Windhill21 follows the Herts for Learning Computing Scheme of Work which provides a creative approach to delivering the computing curriculum and is fully aligned with the 2014 National Curriculum for Computing from EYFS to Year 6 (summary of how Windhill21 maps learning themes to meet the curriculum).

This scheme supports the teaching and the development of computing, building computer science capability and digital literacy for current and future learning.

Each term Windhill21 focuses on a similar strand of the Computing curriculum across the school in dedicated Computing lessons delivered in the classroom, the Computing Suite, the Immersion Room and using a variety of the resources available to the school

Computing is an area that has a lot of specific vocabulary, you may find this glossary (which is targeted at primary school teachers) useful.

Computing Topics for 2018-2019 by Year Group






Lets Create

Visual Information

Discovering Programming


Children begin to explore digital texts, using varied devices and software to create digital content.  They investigate differences between input and output and hardware and software.  They explore the idea of a network related to computers at home and school, logging on to their area with support. They use unplugged computing approaches to explore the devices they use. They consider eSafe practice.

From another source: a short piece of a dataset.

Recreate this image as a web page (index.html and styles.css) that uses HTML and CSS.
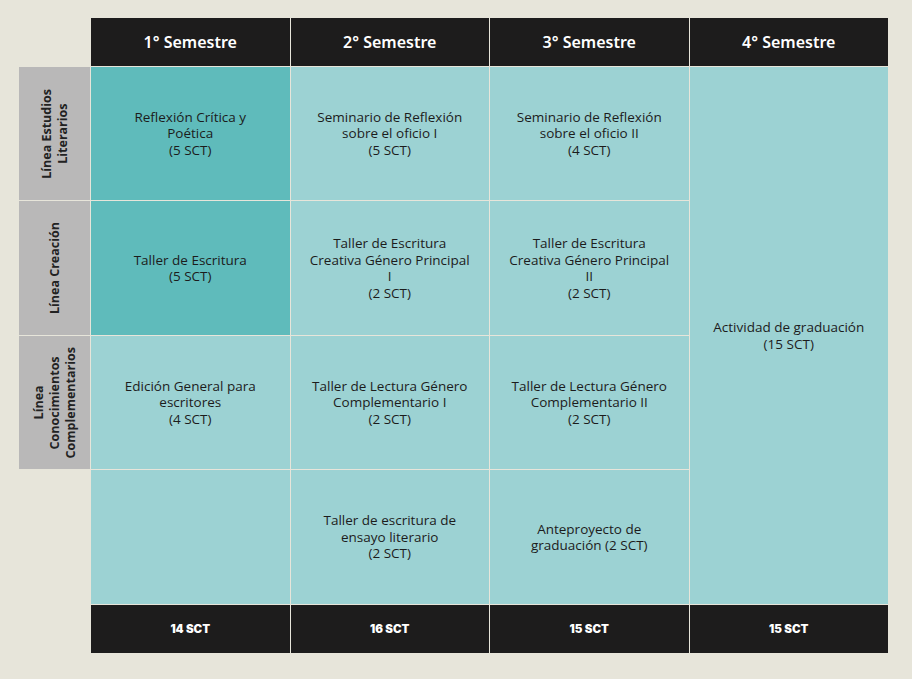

Children investigate how we derive information from different sources.  They create graphs and charts and make general statements. They use dataloggers to explore environmental conditions. They organise objects using branching databases.  They explore how computers might sort objects, noting the process of Repeat.  They build eSafe practice.

Children name the main external parts of a computer and explore how they work together. They explore programmable devices relating their understanding of inputs and outputs to natural and digital systems. They use unplugged approaches and simple onscreen and physical devices to develop understanding of algorithms and programming, They develop their own skills in open programming time.


Messages and Visual Information

Getting Creative

Starting Research


Children explore ways of sending messages using digital and non-digital systems. They investigate the history of messages.  As a class, they send and receive emails and read and comment on blogs. They explore simple virtual worlds. They create algorithms linked to their simulations.  They program onscreen characters. They develop eSafe practice understanding the need to keep personal information private.


Children build understanding of digital texts.  They use varied devices and software with increased precision to create digital content. They revisit differences between input and output and hardware and software.  They develop understanding of networks related to computers at home and school, logging on to their areas.  They build understanding of algorithms using unplugged approaches. They develop eSafe practice.

Children develop understanding of researching using non-digital and digital sources, including the World Wide Web. They understand the need to check their research results.  They present their research.  They use charts, graphs and mind maps. They begin to respect copyright and ownership and know who to talk to if they are worried. 



Authoring Programmes and Games

Bringing Images to Life

Accuracy Counts


Children investigate computing storage capacities and ways of saving data. They develop understanding of the school network and operating systems. They use varied resources to create digital content, creating and manipulating images and words.  They select and use software to create non-linear content for specific audiences and objectives.



Children develop understanding of digital images. They transform and edit images, respecting copyright and ownership. They explore stop animation creating their own versions.  They produce programmed animations, using sequence, repeat and selection.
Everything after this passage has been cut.